CARNEIRO, G. M.; http://lattes.cnpq.br/4271071140769809; CARNEIRO, Guilherme de Melo.
Résumé:
In the context of large-scale software projects, there is an increasing demand for fixes in their
conception process that surpass the tests and quality filters of the Quality Assurance team and
impact the end customers of the product. In order to document these behaviors so that they can be
later analyzed and corrected, software engineering makes use of documents called Bug Reports (BR).

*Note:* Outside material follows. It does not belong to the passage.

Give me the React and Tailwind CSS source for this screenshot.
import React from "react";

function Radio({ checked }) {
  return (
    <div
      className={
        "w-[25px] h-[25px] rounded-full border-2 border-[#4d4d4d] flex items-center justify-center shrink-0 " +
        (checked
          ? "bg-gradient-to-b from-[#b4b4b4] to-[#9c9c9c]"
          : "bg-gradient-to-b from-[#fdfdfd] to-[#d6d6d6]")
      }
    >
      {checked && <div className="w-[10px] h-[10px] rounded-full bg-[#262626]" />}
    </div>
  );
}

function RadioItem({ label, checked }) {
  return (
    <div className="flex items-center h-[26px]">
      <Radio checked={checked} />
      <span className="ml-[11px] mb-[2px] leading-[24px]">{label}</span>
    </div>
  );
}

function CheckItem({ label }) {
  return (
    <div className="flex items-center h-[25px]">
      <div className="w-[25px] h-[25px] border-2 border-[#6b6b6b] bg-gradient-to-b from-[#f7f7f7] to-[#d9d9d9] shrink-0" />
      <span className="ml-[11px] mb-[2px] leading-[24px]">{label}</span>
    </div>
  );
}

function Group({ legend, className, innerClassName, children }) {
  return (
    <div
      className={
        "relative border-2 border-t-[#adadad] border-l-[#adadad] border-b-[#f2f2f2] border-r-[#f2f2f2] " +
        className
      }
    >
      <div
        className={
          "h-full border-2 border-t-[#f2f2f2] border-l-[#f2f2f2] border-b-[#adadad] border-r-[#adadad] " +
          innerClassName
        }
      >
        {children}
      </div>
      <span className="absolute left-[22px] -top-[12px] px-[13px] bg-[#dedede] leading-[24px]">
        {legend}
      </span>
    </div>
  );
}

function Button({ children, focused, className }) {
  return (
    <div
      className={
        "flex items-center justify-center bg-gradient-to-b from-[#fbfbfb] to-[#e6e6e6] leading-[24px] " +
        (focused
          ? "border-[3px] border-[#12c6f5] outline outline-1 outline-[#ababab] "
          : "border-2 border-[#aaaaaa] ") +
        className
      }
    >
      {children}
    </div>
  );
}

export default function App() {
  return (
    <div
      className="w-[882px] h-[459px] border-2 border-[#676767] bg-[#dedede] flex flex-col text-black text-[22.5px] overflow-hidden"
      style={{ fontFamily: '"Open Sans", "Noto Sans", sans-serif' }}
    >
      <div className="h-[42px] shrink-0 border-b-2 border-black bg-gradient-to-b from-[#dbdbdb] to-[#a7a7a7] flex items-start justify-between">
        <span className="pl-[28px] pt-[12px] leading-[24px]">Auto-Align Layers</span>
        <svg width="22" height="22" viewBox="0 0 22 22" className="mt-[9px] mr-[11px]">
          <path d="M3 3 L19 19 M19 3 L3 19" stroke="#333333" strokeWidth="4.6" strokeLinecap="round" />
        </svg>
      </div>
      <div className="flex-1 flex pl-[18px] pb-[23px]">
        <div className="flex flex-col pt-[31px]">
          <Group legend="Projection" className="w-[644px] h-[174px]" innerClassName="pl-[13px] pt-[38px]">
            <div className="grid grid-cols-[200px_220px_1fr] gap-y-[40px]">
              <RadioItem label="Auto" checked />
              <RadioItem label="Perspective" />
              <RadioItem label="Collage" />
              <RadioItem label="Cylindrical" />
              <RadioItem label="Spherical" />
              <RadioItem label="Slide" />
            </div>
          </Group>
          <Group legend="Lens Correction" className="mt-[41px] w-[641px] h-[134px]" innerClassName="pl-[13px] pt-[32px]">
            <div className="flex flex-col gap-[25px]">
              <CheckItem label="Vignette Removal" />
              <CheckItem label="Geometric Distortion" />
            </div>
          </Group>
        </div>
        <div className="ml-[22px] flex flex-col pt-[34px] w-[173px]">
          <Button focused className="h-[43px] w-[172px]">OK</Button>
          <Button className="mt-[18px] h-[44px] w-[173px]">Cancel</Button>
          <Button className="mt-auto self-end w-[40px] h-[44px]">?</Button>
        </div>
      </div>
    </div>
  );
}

As pointed out by Anvik et al [2], the frequency of new BRs being opened in large projects is high,
exemplified by the Eclipse tool, which already had approximately 190 new BRs being opened daily in
2005. Motivated by this problem, this study proposes and evaluates a BR recommendation system
based on textual similarity, with the differential use of the state-of-the-art text comprehension model
BERT [3] as one of the factors in the similarity calculation. Its objective is to improve suggestions for
BRs with a context close to that provided by the maintainer, which would supposedly increase their
productivity and consequently the number of resolved BRs. As the results obtained attest, there were
gains of approximately 14% in the frequency of relevant BRs for the first 20 recommendations, when
compared to the technique that used only TF-IDF as a textual vectorization model. Finally, the BERT
model added improvements to the evaluated metrics (precision, feedback, and likelihood) when used
in a complementary manner to TF-IDF, but did not perform positively in an isolated manner.